XS supports multiple concurrency models. Use whichever fits your problem.

concurrency.xs

-- spawn lightweight tasks
spawn { println("in background") }

-- async/await
async fn compute(x) {
  return x * 2
}
let r = await compute(21)  -- 42

-- channels
let ch = channel()
spawn {
  ch.send("ping")
  ch.send("pong")
}
println(ch.recv())  -- ping
println(ch.recv())  -- pong

-- nurseries (structured concurrency)
var results = []
nursery {
  spawn { results.push("a") }
  spawn { results.push("b") }
  spawn { results.push("c") }
}
-- all tasks complete before we get here

-- actors
actor Cache {
  var data = #{}

  fn set(key, val) { data[key] = val }
  fn get(key) { return data[key] }
}

let c = spawn Cache
c.set("x", 42)
println(c.get("x"))  -- 42

Interop

Inline C for performance-critical code.
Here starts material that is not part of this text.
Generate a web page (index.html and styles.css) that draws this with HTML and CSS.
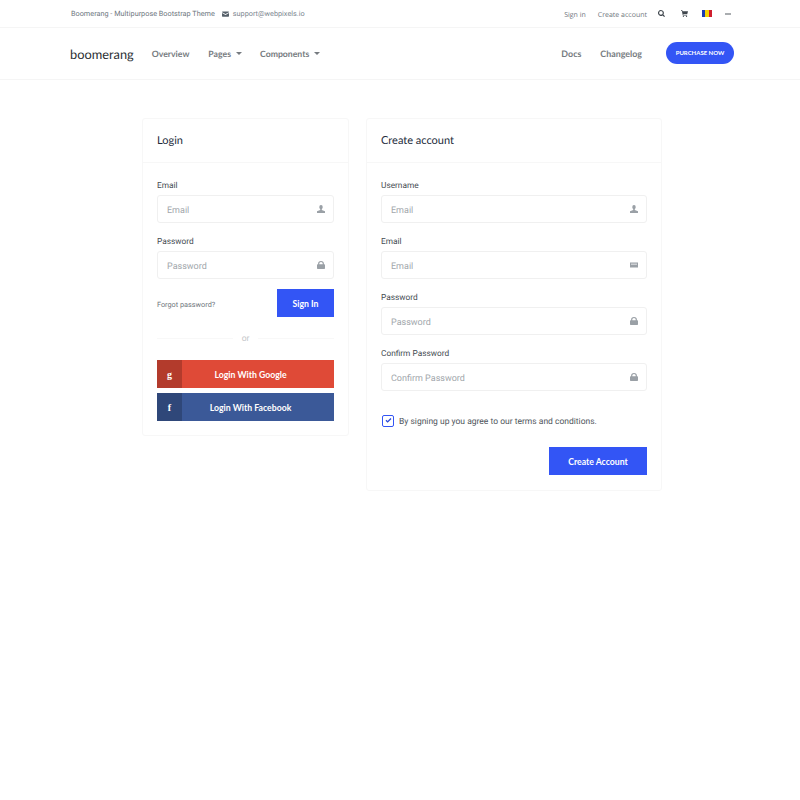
FILE: index.html
```html
<!DOCTYPE html>
<html lang="en">
<head>
    <meta charset="UTF-8">
    <meta name="viewport" content="width=device-width, initial-scale=1.0">
    <title>Boomerang - Login</title>
    <link rel="stylesheet" href="styles.css">
</head>
<body>

    <div class="topbar">
        <div class="topbar-left">
            <span>Boomerang - Multipurpose Bootstrap Theme</span>
            <span class="topbar-mail">
                <svg class="ico-mail" viewBox="0 0 12 10"><path d="M0 1.500A1 1 0 0 1 1 .5h10a1 1 0 0 1 1 1v.4L6 5.200 0 1.900zM0 3.200V8.500a1 1 0 0 0 1 1h10a1 1 0 0 0 1-1V3.200L6 6.500z"/></svg>
                support@webpixels.io
            </span>
        </div>
        <div class="topbar-right">
            <a class="top-link">Sign in</a>
            <a class="top-link">Create account</a>
            <svg class="top-ico" viewBox="0 0 10 10"><path d="M4.200 0a4.200 4.200 0 1 0 2.300 7.700L8.800 10 10 8.800 7.700 6.500A4.200 4.200 0 0 0 4.200 0zm0 1.600a2.600 2.600 0 1 1 0 5.200 2.600 2.600 0 0 1 0-5.200z"/></svg>
            <svg class="top-ico cart" viewBox="0 0 10 10"><path d="M0 .5h1.900l.3 1.300H10L8.900 6H3.200l.2 1h5.300v.9H2.600L1.200 1.400H0z"/><circle cx="3.400" cy="9" r=".9"/><circle cx="7.900" cy="9" r=".9"/></svg>
            <span class="flag"><i class="flag-b"></i><i class="flag-y"></i><i class="flag-r"></i></span>
            <svg class="dots" viewBox="0 0 6 2"><circle cx="1" cy="1" r=".8"/><circle cx="3" cy="1" r=".8"/><circle cx="5" cy="1" r=".8"/></svg>
        </div>
    </div>

    <nav class="navbar">
        <div class="navbar-left">
            <a class="logo">boomerang</a>
            <a class="nav-link">Overview</a>
            <a class="nav-link caret">Pages</a>
            <a class="nav-link caret">Components</a>
        </div>
        <div class="navbar-right">
            <a class="nav-link">Docs</a>
            <a class="nav-link">Changelog</a>
            <button class="purchase-btn">PURCHASE NOW</button>
        </div>
    </nav>

    <div class="main">
        <div class="card card-login">
            <div class="card-header">Login</div>
            <div class="card-body">
                <label class="field-label">Email</label>
                <div class="input-box">
                    <span class="placeholder">Email</span>
                    <svg class="input-ico" viewBox="0 0 8 8"><path d="M2.300 1.900a1.700 1.900 0 1 1 3.400 0c0 1-.4 1.800-.9 2.200v.9L8 6.300V8H0V6.300L3.200 5v-.9c-.5-.4-.9-1.200-.9-2.200z"/></svg>
                </div>
                <label class="field-label">Password</label>
                <div class="input-box">
                    <span class="placeholder">Password</span>
                    <svg class="input-ico" viewBox="0 0 8 8"><path d="M1.100 3.300V2.600a2.900 2.600 0 0 1 5.800 0v.7H7.300a.7.700 0 0 1 .7.700v3.300a.7.700 0 0 1-.7.700H.7a.7.700 0 0 1-.7-.7V4a.7.700 0 0 1 .7-.7zm1.200 0h3.400V2.600a1.700 1.500 0 0 0-3.400 0z"/></svg>
                </div>
                <div class="forgot-row">
                    <a class="forgot">Forgot password?</a>
                    <button class="btn btn-signin">Sign In</button>
                </div>
                <div class="or-row"><span class="or-line"></span><span class="or-text">or</span><span class="or-line"></span></div>
                <button class="social google"><span class="social-ico">g</span><span class="social-text">Login With Google</span></button>
                <button class="social facebook"><span class="social-ico">f</span><span class="social-text">Login With Facebook</span></button>
            </div>
        </div>

        <div class="card card-create">
            <div class="card-header">Create account</div>
            <div class="card-body">
                <label class="field-label">Username</label>
                <div class="input-box">
                    <span class="placeholder">Email</span>
                    <svg class="input-ico" viewBox="0 0 8 8"><path d="M2.300 1.900a1.700 1.900 0 1 1 3.400 0c0 1-.4 1.800-.9 2.200v.9L8 6.300V8H0V6.300L3.200 5v-.9c-.5-.4-.9-1.200-.9-2.200z"/></svg>
                </div>
                <label class="field-label">Email</label>
                <div class="input-box">
                    <span class="placeholder">Email</span>
                    <svg class="input-ico" viewBox="0 0 8 8"><path d="M0 1.500h8v5H0zm1 1.200v.7h6v-.7z" fill-rule="evenodd"/></svg>
                </div>
                <label class="field-label">Password</label>
                <div class="input-box">
                    <span class="placeholder">Password</span>
                    <svg class="input-ico" viewBox="0 0 8 8"><path d="M1.100 3.300V2.600a2.900 2.600 0 0 1 5.800 0v.7H7.300a.7.700 0 0 1 .7.700v3.300a.7.700 0 0 1-.7.700H.7a.7.700 0 0 1-.7-.7V4a.7.700 0 0 1 .7-.7zm1.200 0h3.400V2.600a1.700 1.500 0 0 0-3.400 0z"/></svg>
                </div>
                <label class="field-label">Confirm Password</label>
                <div class="input-box">
                    <span class="placeholder">Confirm Password</span>
                    <svg class="input-ico" viewBox="0 0 8 8"><path d="M1.100 3.300V2.600a2.900 2.600 0 0 1 5.800 0v.7H7.300a.7.700 0 0 1 .7.700v3.300a.7.700 0 0 1-.7.700H.7a.7.700 0 0 1-.7-.7V4a.7.700 0 0 1 .7-.7zm1.200 0h3.400V2.600a1.700 1.500 0 0 0-3.400 0z"/></svg>
                </div>
                <div class="terms-row">
                    <span class="checkbox">
                        <svg viewBox="0 0 8 8"><path d="M.6 4.300 1.700 3.200 3 4.500 6.300 1.200 7.400 2.300 3 6.700z"/></svg>
                    </span>
                    <span class="terms">By signing up you agree to our terms and conditions.</span>
                </div>
                <div class="create-row">
                    <button class="btn btn-create">Create Account</button>
                </div>
            </div>
        </div>
    </div>

</body>
</html>
```

FILE: styles.css
```css
* { margin: 0; padding: 0; box-sizing: border-box; }
body { background: white; font-family: Roboto, sans-serif; color: #3a4149; text-rendering: geometricPrecision; }

.topbar {
    height: 28px; padding: 0 69px 0 71px; display: flex; justify-content: space-between; align-items: center;
    border-bottom: 1px solid #f5f5f5; font-size: 8px;
}
.topbar-left { display: flex; align-items: center; gap: 7px; color: #6e7780; font-size: 7.300px; }
.topbar-mail { display: flex; align-items: center; gap: 4px; font-size: 7.300px; color: #7d8790; }
.ico-mail { width: 7px; height: 6px; fill: #56606a; }
.topbar-right { display: flex; align-items: center; }
.top-link { font-family: "Open Sans", sans-serif; font-size: 7px; color: #6f767d; margin-right: 12px; padding-top: 3px; }
.top-link + .top-ico { margin-left: -1px; }
.top-ico { width: 7px; height: 7px; fill: #3f464d; margin-right: 16px; }
.top-ico.cart { margin-right: 14px; }
.flag { display: flex; width: 10px; height: 7px; margin-right: 13px; }
.flag i { flex: 1; }
.flag-b { background: #1d3bb0; }
.flag-y { background: #f5d100; }
.flag-r { background: #cf1f2e; }
.dots { width: 6px; height: 2px; fill: #3f464d; }

.navbar {
    height: 52px; padding: 0 66px 0 70px; display: flex; justify-content: space-between; align-items: center;
    border-bottom: 1px solid #f5f5f5;
}
.navbar-left, .navbar-right { display: flex; align-items: center; }
.logo { font-family: Lato, sans-serif; font-size: 12.800px; font-weight: 400; color: #2b2f33; margin-right: 18px; }
.nav-link { font-family: Lato, sans-serif; font-size: 8.700px; font-weight: 700; color: #767b80; margin-right: 19px; }
.caret { margin-right: 18px; }
.caret::after {
    content: ""; display: inline-block; margin-left: 5px; vertical-align: 2px;
    border-top: 3px solid #767b80; border-left: 3px solid transparent; border-right: 3px solid transparent;
}
.navbar-right .nav-link { font-size: 8.900px; }
.navbar-right .nav-link:last-of-type { margin-right: 24px; }
.purchase-btn {
    width: 68px; height: 22px; border: none; border-radius: 11px; background: #3355f5; color: white;
    font-family: Lato, sans-serif; font-size: 6px; font-weight: 700; margin-bottom: 2px;
}

.main { display: flex; align-items: flex-start; gap: 17px; padding: 38px 0 0 142px; }
.card { background: white; border: 1px solid #f7f7f7; border-radius: 3px; }
.card-login { width: 207px; }
.card-create { width: 296px; }
.card-header {
    height: 44px; padding: 0 14px; display: flex; align-items: center; border-bottom: 1px solid #f7f7f7;
    font-family: Lato, sans-serif; font-size: 11px; color: #232b3b;
}
.card-body { padding: 17px 14px 14px; }
.field-label { display: block; height: 15px; font-size: 8.300px; line-height: 13px; color: #454b52; }
.input-box {
    height: 28px; margin-bottom: 13px; padding: 3px 9px 0; display: flex; justify-content: space-between; align-items: center;
    border: 1px solid #f0f0f0; border-radius: 3px;
}
.placeholder { font-size: 9px; color: #a2a7ac; }
.input-ico { width: 8px; height: 8px; fill: #9aa0a6; margin-right: -1px; margin-top: -3px; }
.forgot-row { display: flex; justify-content: space-between; align-items: center; margin-bottom: 15px; margin-top: -3px; }
.forgot { font-size: 7.300px; color: #6f767d; padding-top: 2px; }
.btn {
    height: 28px; border: none; background: #3355f5; color: white;
    font-family: Lato, sans-serif; font-size: 8.700px; font-weight: 700;
}
.btn-signin { width: 57px; }
.btn-create { width: 98px; }
.or-row { display: flex; align-items: center; gap: 9px; height: 12px; margin-bottom: 16px; }
.or-line { flex: 1; border-top: 1px solid #f8f8f8; }
.or-text { font-size: 8.500px; color: #c4c6c9; padding-top: 2px; }
.social {
    width: 100%; height: 28px; margin-bottom: 5px; border: none; display: flex; align-items: center; color: white;
    font-family: Lato, sans-serif; font-size: 8.700px; font-weight: 700;
}
.social:last-child { margin-bottom: 0; }
.social-ico { width: 25px; height: 100%; display: flex; align-items: center; justify-content: center; font-family: "Liberation Serif", serif; font-size: 10px; font-weight: 700; }
.social-text { flex: 1; text-align: center; padding-right: 15px; }
.google { background: #df4a37; }
.google .social-ico { background: #b33b2c; }
.facebook { background: #3b5998; }
.facebook .social-ico { background: #2f4779; }
.terms-row { display: flex; align-items: center; gap: 5px; margin-top: 23px; margin-bottom: 20px; height: 13px; padding-left: 1px; }
.checkbox {
    width: 12px; height: 12px; border: 1px solid #3355f5; border-radius: 2px; display: flex; align-items: center; justify-content: center;
}
.checkbox svg { width: 7px; height: 7px; fill: #2a48d8; }
.terms { font-size: 8.500px; color: #50565c; padding-top: 2px; }
.create-row { display: flex; justify-content: flex-end; margin-bottom: 1px; }
```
Use xs transpile to compile to C, JS, or WASM.

interop.xs

fn fast_hash(data) {
  inline c {
    uint64_t h = 0x525201;
    const char *s = xs_to_cstr(args[0]);
    while (*s) h = h * 31 + *s++;
    xs_return_int(h);
  }
  return 0  -- fallback for interpreter mode
}

xs transpile --target c    main.xs
xs transpile --target js   main.xs
xs transpile --target wasm main.xs

Tooling

xs run main.xs          -- run a file
xs build main.xs        -- compile to binary
xs test                 -- run tests
xs fmt                  -- format code
xs lint                 -- lint code
xs lsp                  -- start language server
xs debug main.xs        -- start debugger
xs --check main.xs      -- type check only
xs --strict main.xs     -- require all annotations